### Data section
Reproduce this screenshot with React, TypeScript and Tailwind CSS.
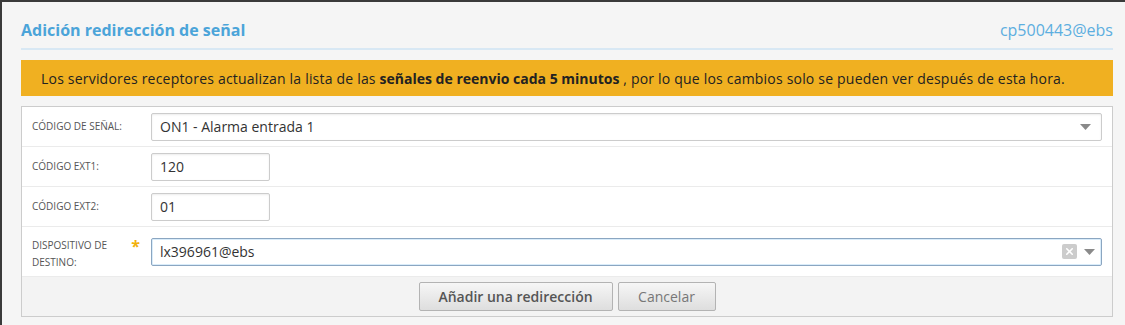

---

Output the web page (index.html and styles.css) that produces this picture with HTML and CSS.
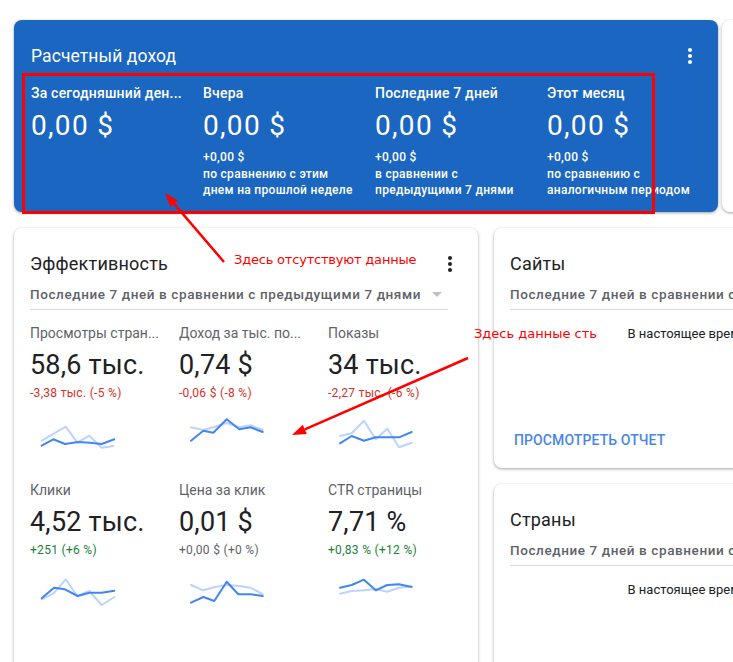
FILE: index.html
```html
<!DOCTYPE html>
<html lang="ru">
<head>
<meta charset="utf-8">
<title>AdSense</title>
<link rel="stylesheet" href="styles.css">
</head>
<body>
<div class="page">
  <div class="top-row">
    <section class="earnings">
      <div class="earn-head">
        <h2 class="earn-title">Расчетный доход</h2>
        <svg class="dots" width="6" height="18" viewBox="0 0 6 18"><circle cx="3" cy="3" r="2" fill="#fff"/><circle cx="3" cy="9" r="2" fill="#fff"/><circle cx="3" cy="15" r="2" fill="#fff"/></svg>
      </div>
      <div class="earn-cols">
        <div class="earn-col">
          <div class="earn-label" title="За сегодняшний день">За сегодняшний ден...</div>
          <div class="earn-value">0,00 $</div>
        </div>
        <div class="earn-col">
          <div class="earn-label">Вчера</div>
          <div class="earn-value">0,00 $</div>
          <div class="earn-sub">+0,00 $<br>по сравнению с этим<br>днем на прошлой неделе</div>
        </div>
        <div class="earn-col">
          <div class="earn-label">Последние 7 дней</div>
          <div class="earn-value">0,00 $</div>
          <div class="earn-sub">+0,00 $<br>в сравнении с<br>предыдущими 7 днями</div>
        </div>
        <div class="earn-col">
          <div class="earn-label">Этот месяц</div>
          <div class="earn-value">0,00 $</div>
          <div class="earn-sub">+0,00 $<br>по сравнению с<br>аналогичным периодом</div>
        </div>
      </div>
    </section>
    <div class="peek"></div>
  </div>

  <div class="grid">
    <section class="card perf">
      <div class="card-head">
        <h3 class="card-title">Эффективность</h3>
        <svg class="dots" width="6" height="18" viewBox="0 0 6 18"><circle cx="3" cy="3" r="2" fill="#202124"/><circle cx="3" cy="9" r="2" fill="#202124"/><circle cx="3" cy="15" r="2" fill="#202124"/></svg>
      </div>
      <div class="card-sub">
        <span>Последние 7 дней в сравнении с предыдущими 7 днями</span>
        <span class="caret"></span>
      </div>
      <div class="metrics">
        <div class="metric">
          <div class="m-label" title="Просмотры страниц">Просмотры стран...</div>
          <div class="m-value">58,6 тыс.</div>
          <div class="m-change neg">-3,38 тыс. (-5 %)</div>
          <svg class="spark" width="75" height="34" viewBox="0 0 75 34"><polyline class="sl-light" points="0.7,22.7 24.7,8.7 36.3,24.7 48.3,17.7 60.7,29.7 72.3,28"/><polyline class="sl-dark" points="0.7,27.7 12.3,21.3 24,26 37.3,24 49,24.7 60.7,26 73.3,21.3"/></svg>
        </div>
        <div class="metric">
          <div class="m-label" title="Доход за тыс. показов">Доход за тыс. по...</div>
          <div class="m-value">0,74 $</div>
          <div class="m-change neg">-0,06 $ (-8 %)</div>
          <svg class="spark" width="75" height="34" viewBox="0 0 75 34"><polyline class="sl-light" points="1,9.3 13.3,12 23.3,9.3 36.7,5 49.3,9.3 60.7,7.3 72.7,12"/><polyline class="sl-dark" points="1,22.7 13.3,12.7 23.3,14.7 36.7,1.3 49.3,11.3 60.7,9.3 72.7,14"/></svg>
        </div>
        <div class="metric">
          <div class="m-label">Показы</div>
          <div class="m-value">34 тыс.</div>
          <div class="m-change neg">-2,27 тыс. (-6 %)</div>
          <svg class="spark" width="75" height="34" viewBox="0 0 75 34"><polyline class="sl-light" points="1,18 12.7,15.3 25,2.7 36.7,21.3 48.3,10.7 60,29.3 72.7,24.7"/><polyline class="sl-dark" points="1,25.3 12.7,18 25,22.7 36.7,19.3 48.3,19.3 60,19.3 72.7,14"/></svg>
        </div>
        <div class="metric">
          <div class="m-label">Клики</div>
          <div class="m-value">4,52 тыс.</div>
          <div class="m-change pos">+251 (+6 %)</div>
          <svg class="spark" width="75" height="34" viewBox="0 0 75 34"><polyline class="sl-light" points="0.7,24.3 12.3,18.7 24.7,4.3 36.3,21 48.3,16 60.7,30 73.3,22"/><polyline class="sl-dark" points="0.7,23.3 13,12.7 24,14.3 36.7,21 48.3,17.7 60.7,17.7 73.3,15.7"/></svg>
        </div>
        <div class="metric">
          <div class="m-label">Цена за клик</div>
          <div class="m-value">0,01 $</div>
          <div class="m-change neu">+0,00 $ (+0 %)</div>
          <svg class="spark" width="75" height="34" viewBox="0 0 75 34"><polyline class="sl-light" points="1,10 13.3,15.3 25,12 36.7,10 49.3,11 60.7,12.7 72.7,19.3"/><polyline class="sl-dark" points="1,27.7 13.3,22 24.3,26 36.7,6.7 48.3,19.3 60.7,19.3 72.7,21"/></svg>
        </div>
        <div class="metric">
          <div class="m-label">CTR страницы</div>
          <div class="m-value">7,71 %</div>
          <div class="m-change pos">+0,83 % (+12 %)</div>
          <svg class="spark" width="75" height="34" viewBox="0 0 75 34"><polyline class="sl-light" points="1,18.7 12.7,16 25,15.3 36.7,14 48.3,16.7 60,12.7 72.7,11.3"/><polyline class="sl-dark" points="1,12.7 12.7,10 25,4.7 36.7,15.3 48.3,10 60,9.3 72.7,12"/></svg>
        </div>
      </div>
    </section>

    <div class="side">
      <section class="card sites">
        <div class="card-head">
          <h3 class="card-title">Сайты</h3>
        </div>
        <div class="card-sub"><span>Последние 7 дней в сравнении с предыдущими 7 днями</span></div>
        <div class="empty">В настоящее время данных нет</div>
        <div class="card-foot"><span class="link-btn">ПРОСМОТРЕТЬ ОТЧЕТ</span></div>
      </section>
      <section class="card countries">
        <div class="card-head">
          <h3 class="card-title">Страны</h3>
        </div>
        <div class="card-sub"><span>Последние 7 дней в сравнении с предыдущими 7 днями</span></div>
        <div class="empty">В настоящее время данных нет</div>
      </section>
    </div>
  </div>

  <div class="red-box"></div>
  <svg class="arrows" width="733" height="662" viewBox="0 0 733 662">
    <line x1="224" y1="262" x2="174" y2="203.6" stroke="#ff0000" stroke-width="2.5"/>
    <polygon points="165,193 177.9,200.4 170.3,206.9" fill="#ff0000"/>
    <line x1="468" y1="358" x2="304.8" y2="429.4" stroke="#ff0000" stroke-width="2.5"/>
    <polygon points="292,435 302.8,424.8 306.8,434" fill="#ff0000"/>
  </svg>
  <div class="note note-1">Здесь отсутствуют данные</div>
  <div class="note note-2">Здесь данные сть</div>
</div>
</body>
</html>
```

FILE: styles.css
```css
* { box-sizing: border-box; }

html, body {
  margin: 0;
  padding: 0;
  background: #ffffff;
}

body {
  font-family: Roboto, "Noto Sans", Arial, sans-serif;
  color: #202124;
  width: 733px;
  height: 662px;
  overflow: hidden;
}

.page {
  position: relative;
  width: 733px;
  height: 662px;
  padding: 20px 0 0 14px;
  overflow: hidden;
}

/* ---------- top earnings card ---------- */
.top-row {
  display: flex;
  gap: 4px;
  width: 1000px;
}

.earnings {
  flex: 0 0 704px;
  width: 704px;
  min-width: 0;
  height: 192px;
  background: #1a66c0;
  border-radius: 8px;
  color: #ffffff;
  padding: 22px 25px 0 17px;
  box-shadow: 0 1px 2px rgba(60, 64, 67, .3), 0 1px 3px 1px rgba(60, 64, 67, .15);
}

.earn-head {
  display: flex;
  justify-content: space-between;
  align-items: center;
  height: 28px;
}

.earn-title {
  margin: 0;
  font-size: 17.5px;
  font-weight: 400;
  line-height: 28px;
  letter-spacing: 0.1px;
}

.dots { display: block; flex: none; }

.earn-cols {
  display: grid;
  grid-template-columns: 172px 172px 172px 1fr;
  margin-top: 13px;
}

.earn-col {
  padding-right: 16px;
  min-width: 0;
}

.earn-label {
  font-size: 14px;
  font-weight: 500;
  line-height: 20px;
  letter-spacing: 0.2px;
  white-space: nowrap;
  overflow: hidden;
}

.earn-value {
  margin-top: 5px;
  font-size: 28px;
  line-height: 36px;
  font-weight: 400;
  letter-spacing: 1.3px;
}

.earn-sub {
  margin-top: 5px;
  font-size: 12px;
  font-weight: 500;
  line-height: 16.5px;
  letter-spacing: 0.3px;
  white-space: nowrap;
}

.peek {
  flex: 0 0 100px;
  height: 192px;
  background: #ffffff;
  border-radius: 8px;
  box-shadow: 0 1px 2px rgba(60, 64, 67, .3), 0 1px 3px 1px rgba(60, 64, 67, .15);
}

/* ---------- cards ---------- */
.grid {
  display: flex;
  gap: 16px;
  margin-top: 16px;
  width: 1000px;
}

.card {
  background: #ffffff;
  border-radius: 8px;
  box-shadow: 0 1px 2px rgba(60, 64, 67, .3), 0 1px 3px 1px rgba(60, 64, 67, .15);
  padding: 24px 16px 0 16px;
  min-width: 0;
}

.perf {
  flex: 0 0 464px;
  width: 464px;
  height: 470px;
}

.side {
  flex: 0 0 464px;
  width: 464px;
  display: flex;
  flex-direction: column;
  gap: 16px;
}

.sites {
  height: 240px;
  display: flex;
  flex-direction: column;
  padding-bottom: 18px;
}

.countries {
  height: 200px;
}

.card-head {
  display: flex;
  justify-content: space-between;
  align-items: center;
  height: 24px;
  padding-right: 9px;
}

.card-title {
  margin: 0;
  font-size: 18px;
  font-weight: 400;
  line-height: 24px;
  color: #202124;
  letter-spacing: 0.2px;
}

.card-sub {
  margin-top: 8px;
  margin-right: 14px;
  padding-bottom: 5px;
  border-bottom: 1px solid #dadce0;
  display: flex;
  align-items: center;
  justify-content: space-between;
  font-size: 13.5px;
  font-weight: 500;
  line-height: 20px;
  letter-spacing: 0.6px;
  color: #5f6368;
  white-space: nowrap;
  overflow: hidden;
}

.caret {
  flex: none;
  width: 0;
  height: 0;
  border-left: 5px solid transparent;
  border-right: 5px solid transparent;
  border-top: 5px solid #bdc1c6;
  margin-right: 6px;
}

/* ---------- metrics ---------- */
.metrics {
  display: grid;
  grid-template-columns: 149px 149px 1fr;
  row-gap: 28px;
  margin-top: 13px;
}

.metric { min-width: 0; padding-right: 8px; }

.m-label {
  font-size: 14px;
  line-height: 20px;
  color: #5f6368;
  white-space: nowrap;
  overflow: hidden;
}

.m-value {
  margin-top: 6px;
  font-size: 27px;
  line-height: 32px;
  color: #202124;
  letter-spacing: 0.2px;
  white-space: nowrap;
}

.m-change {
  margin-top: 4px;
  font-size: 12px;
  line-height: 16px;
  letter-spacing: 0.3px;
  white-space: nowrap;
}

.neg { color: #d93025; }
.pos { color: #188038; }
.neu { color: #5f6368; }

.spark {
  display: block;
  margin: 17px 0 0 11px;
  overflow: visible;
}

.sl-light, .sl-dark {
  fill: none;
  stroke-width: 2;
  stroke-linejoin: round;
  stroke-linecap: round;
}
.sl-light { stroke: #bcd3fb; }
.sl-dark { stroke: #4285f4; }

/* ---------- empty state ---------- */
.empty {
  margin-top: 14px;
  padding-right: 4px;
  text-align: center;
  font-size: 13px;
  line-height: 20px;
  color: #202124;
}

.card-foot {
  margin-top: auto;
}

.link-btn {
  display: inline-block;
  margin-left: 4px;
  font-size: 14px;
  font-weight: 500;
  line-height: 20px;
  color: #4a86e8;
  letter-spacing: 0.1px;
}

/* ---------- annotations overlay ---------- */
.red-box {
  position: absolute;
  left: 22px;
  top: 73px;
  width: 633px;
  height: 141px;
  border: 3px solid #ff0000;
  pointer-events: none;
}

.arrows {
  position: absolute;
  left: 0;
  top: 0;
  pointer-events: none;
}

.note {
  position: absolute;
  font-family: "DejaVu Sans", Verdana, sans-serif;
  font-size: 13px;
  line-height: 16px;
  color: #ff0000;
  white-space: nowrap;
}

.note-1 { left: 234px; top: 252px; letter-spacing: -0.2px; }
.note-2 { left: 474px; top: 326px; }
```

### Written instruction
Which lines above contain "with"? Show each of them.

### Output for this exercise
Reproduce this screenshot with React, TypeScript and Tailwind CSS.
Output the web page (index.html and styles.css) that produces this picture with HTML and CSS.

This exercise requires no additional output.